Die eher chaotische erste Ausgabe seit Dienstag geht auf den Plan von Gesundheitsminister Jens Spahn zurück, Risikopatienten noch in der Vorweihnachtszeit mit einem Vorrat an FFP-2-Masken auszustatten. Spahn betont allerdings: "FFP2-Masken bieten keinen 100-prozentigen Schutz vor dem Coronavirus. Sie sind kein Freifahrtschein dafür, unachtsam zu sein. Aber sie senken das Risiko erheblich."

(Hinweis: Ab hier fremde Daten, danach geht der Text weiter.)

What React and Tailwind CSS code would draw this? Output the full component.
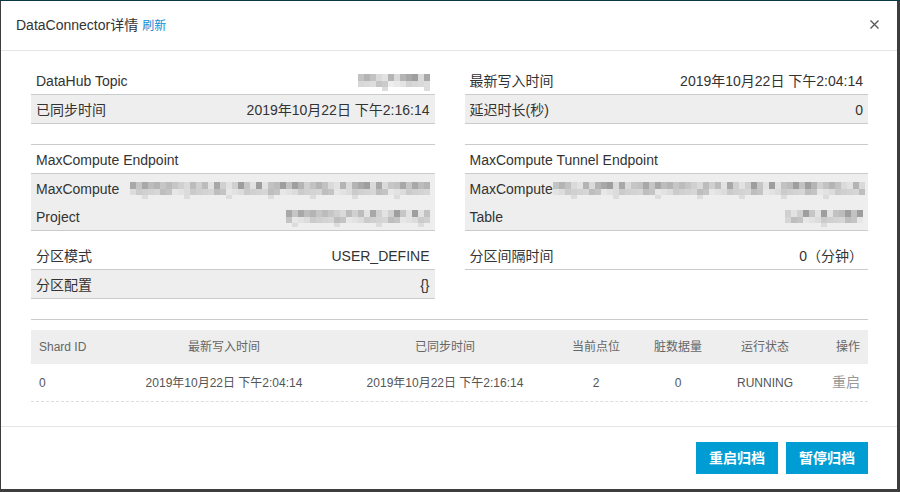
import React from "react";

const shades = ["#d0d0d0", "#bcbcbc", "#c6c6c6", "#a8a8a8", "#dadada", "#b4b4b4", "#c2c2c2", "#9e9e9e", "#e2e2e2"];

// pixelated (mosaic) placeholder for masked values
function Blur({ width, seed = 0 }) {
  const cols = Math.floor(width / 6);
  const cells = [];
  for (let c = 0; c < cols; c++) {
    const k = (c * 7 + seed * 3 + ((c * c) % 5)) % shades.length;
    cells.push(<rect key={"a" + c} x={c * 6} y={0} width="6" height="7" fill={shades[k]} />);
    const k2 = (c * 5 + seed + 4) % shades.length;
    cells.push(<rect key={"b" + c} x={c * 6} y={7} width="6" height="6" fill={shades[(k2 + 4) % shades.length]} opacity="0.6" />);
    if ((c * 3 + seed) % 7 === 0) {
      cells.push(<rect key={"c" + c} x={c * 6} y={13} width="6" height="4" fill="#dcdcdc" />);
    }
  }
  return (
    <svg width={cols * 6} height={17} className="block mt-[3px]">
      {cells}
    </svg>
  );
}

function Row({ label, value, gray }) {
  return (
    <div className={`flex items-center justify-between px-[5px] pt-[2px] h-[29px] border-b border-[#c8cccd] ${gray ? "bg-[#eeeeee]" : ""}`}>
      <span className="text-[#333]">{label}</span>
      <span className="text-[#333]">{value}</span>
    </div>
  );
}

function EndpointBlock({ title, blur1, label3, blur3 }) {
  return (
    <div className="border-t border-[#c8cccd] mt-[20px]">
      <div className="h-[29px] pt-[2px] flex items-center px-[5px] border-b border-[#c8cccd] text-[#333]">{title}</div>
      <div className="bg-[#eeeeee] border-b border-[#c8cccd]">
        <div className="h-[28px] pt-[2px] flex items-center px-[5px] text-[#333]">
          <span>MaxCompute</span>
          <span className="ml-auto">{blur1}</span>
        </div>
        <div className="h-[28px] pt-[2px] flex items-center justify-between px-[5px] text-[#333]">
          <span>{label3}</span>
          {blur3}
        </div>
      </div>
    </div>
  );
}

const cols = "grid grid-cols-[82px_222px_220px_82px_82px_92px_57px]";

export default function App() {
  return (
    <div
      className="h-[492px] w-[900px] bg-[#3d3d3d] border-t border-[#0c3746] pl-px pr-[3px] pb-[3px] text-[14px]"
      style={{ fontFamily: '"Liberation Sans", Arial, "Noto Sans CJK SC", sans-serif' }}
    >
      <div className="h-full bg-white flex flex-col">
        {/* header */}
        <div className="h-[50px] shrink-0 border-b border-[#e5e5e5] flex items-center pl-[15px] pr-[18px]">
          <span className="text-[#333]">DataConnector详情</span>
          <span className="text-[12px] text-[#0b8ed3] ml-[4px]">刷新</span>
          <svg width="9" height="9" viewBox="0 0 9 9" className="ml-auto mt-[-3px]">
            <path d="M0.5 0.5L8.5 8.5M8.5 0.5L0.5 8.5" stroke="#555" strokeWidth="1.3" />
          </svg>
        </div>

        {/* body */}
        <div className="flex-1 pl-[30px] pr-[29px] pt-[15px]">
          <div className="grid grid-cols-2 gap-x-[30px]">
            {/* left */}
            <div>
              <Row label="DataHub Topic" value={<Blur width={72} seed={2} />} />
              <Row label="已同步时间" value="2019年10月22日 下午2:16:14" gray />
              <EndpointBlock
                title="MaxCompute Endpoint"
                blur1={<Blur width={300} seed={1} />}
                label3="Project"
                blur3={<Blur width={144} seed={4} />}
              />
              <div className="mt-[10px]">
                <Row label="分区模式" value="USER_DEFINE" />
                <Row label="分区配置" value="{}" gray />
              </div>
            </div>
            {/* right */}
            <div>
              <Row label="最新写入时间" value="2019年10月22日 下午2:04:14" />
              <Row label="延迟时长(秒)" value="0" gray />
              <EndpointBlock
                title="MaxCompute Tunnel Endpoint"
                blur1={<Blur width={312} seed={5} />}
                label3="Table"
                blur3={<Blur width={78} seed={3} />}
              />
              <div className="mt-[10px]">
                <Row label="分区间隔时间" value="0（分钟）" />
              </div>
            </div>
          </div>

          {/* shard table */}
          <div className="mt-[20px] border-t border-[#c8cccd] pt-[10px] text-[12px]">
            <div className={`${cols} h-[34px] items-center bg-[#eeeeee] text-[#666]`}>
              <span className="pl-[8px]">Shard ID</span>
              <span className="text-center">最新写入时间</span>
              <span className="text-center">已同步时间</span>
              <span className="text-center">当前点位</span>
              <span className="text-center">脏数据量</span>
              <span className="text-center">运行状态</span>
              <span className="text-right pr-[8px]">操作</span>
            </div>
            <div className={`${cols} h-[38px] items-center text-[#555] border-b border-dashed border-[#dcdfe0]`}>
              <span className="pl-[8px]">0</span>
              <span className="text-center">2019年10月22日 下午2:04:14</span>
              <span className="text-center">2019年10月22日 下午2:16:14</span>
              <span className="text-center">2</span>
              <span className="text-center">0</span>
              <span className="text-center">RUNNING</span>
              <span className="text-right pr-[8px] text-[14px] text-[#999]">重启</span>
            </div>
          </div>
        </div>

        {/* footer */}
        <div className="h-[63px] shrink-0 border-t border-[#e5e5e5] flex items-start justify-end gap-[8px] pt-[15px] pr-[29px]">
          <button className="h-[32px] w-[82px] bg-[#009dd4] text-white text-[14px] font-bold">重启归档</button>
          <button className="h-[32px] w-[82px] bg-[#009dd4] text-white text-[14px] font-bold">暂停归档</button>
        </div>
      </div>
    </div>
  );
}
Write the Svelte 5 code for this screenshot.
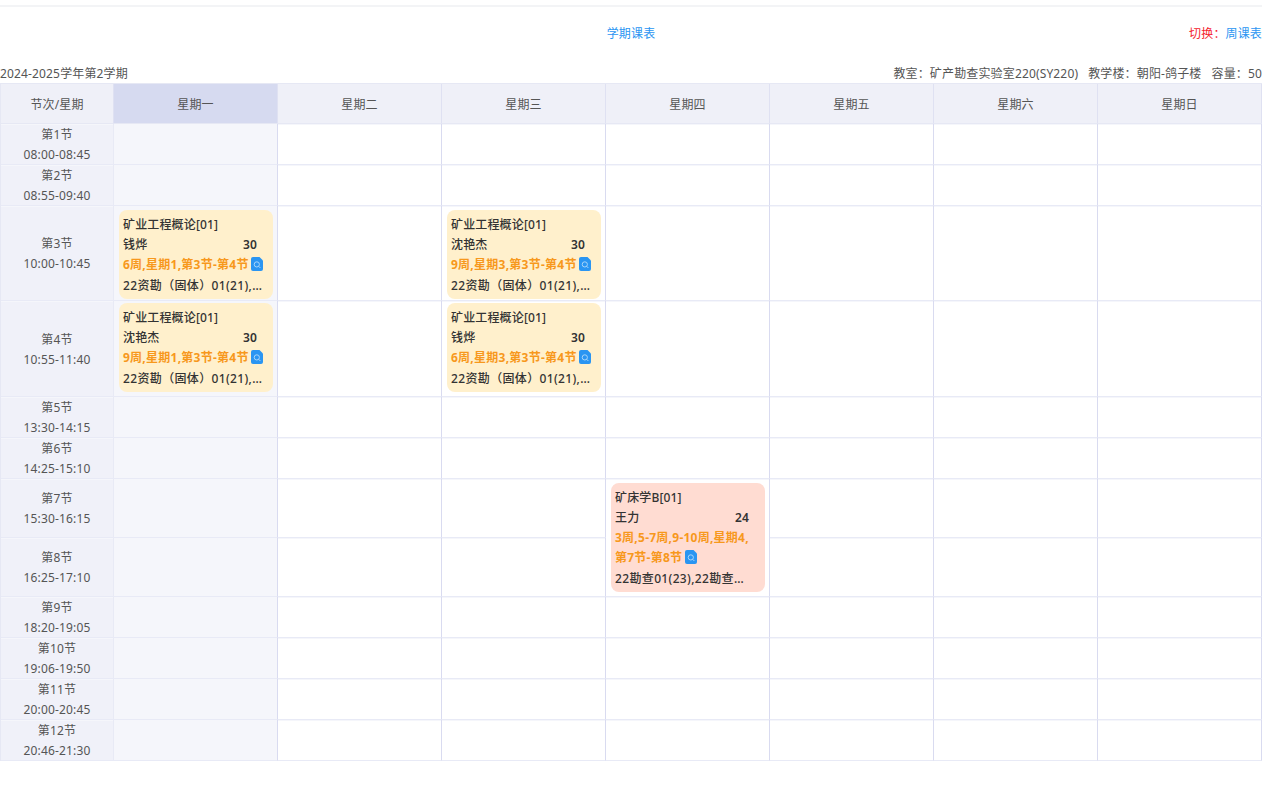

Inwieweit die Aktion mit zunächst drei und später weiteren zwölf FFP2-Masken Risikopatienten tatsächlich durch den Winter helfen kann, wird noch diskutiert. Denn: Offiziell – also zumindest im Rahmen des Arbeitsschutzes, wo FFP2-Masken gewöhnlich eingesetzt werden – sollen die FFP2-Einwegmasken nach einer Schicht von maximal acht Stunden oder bei Durchfeuchtung entsorgt werden. Das Robert-Koch-Institut schreibt sogar: "FFP2-Masken [sollten] grundsätzlich nicht mehrfach verwendet werden, da es sich in der Regel um Einmalprodukte handelt."
Weil die Berechtigten die Masken in ihrem Alltag aber wohl selten acht Stunden am Stück tragen, sondern eher jeweils für kurze Zeit im Supermarkt oder beim Tanken, werden viele Menschen sie vermutlich wiederverwenden. In diesem Fall sollte man die Masken zwischen den Trage-Intervallen so lagern, dass sie gut trocknen und keine Gegenstände kontaminieren. "Bewahren Sie wiederverwendbare Mund-Nasen-Bedeckungen vorübergehend in einem separaten Beutel auf", rät die Bundeszentrale für gesundheitliche Aufklärung und ergänzt: "Zu Hause können Sie die Mund-Nasen-Bedeckung auch zum Trocknen aufhängen." Die FFP2-Masken lassen sich aber – im Gegensatz zu wiederverwendbaren Mund-Nasen-Bedeckungen – weder im Backofen noch in der Mikrowelle sterilisieren.
Die 15 Masken der Bundesregierung helfen Risikopatienten also nicht, um jeden Tag geschützt unter Leute zu gehen. Das bestätigt auch Apothekerin Stephanie Reuter: "Die oberste Priorität ist weiterhin: zuhause bleiben und Kontakte vermeiden."